Copy out every line in which the string "React" occurs.

▶

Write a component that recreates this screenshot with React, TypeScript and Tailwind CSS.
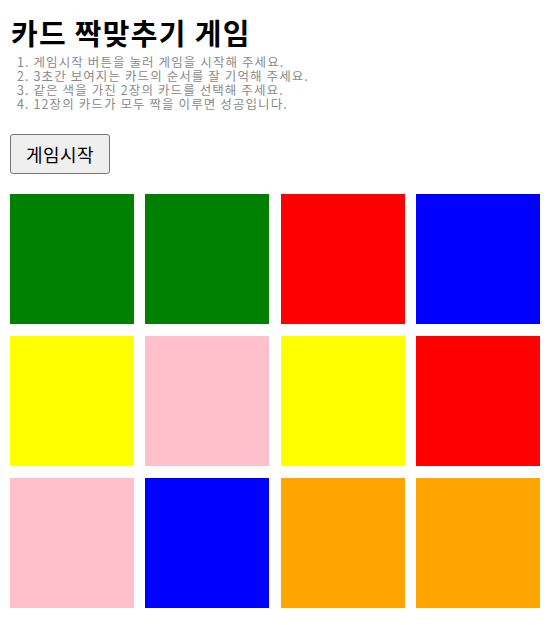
import React from "react";

const colors = [
  "bg-[#008000]", "bg-[#008000]", "bg-[#ff0000]", "bg-[#0000ff]",
  "bg-[#ffff00]", "bg-[#ffc0cb]", "bg-[#ffff00]", "bg-[#ff0000]",
  "bg-[#ffc0cb]", "bg-[#0000ff]", "bg-[#ffa500]", "bg-[#ffa500]",
];

export default function App() {
  return (
    <div
      className="min-h-[625px] w-[553px] bg-white px-[10px] pt-[13px]"
      style={{ fontFamily: '"Noto Sans CJK KR", "Noto Sans", sans-serif' }}
    >
      <h1 className="pl-[1px] text-[29px] font-bold leading-[38px] tracking-[1.3px] text-black">카드 짝맞추기 게임</h1>
      <ol className="mt-[4px] pl-[7px] text-[12.5px] leading-[14px] tracking-[1.1px] text-[#8a8a8a]">
        <li>1. 게임시작 버튼을 눌러 게임을 시작해 주세요.</li>
        <li>2. 3초간 보여지는 카드의 순서를 잘 기억해 주세요.</li>
        <li>3. 같은 색을 가진 2장의 카드를 선택해 주세요.</li>
        <li>4. 12장의 카드가 모두 짝을 이루면 성공입니다.</li>
      </ol>
      <button className="mt-[23px] flex h-[40px] w-[100px] items-center justify-center rounded-[3px] border border-[#767676] bg-[#efefef] text-[18px] tracking-[0.5px] text-black">
        게임시작
      </button>
      <div className="mt-[20px] grid grid-cols-[124px_124px_124px_124px] gap-x-[11.33px] gap-y-[12px]">
        {colors.map((c, i) => (
          <div key={i} className={`h-[130px] w-[124px] ${c}`} />
        ))}
      </div>
    </div>
  );
}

◀

» SOLUTION TO THE PROBLEM:
Write a component that recreates this screenshot with React, TypeScript and Tailwind CSS.
import React from "react";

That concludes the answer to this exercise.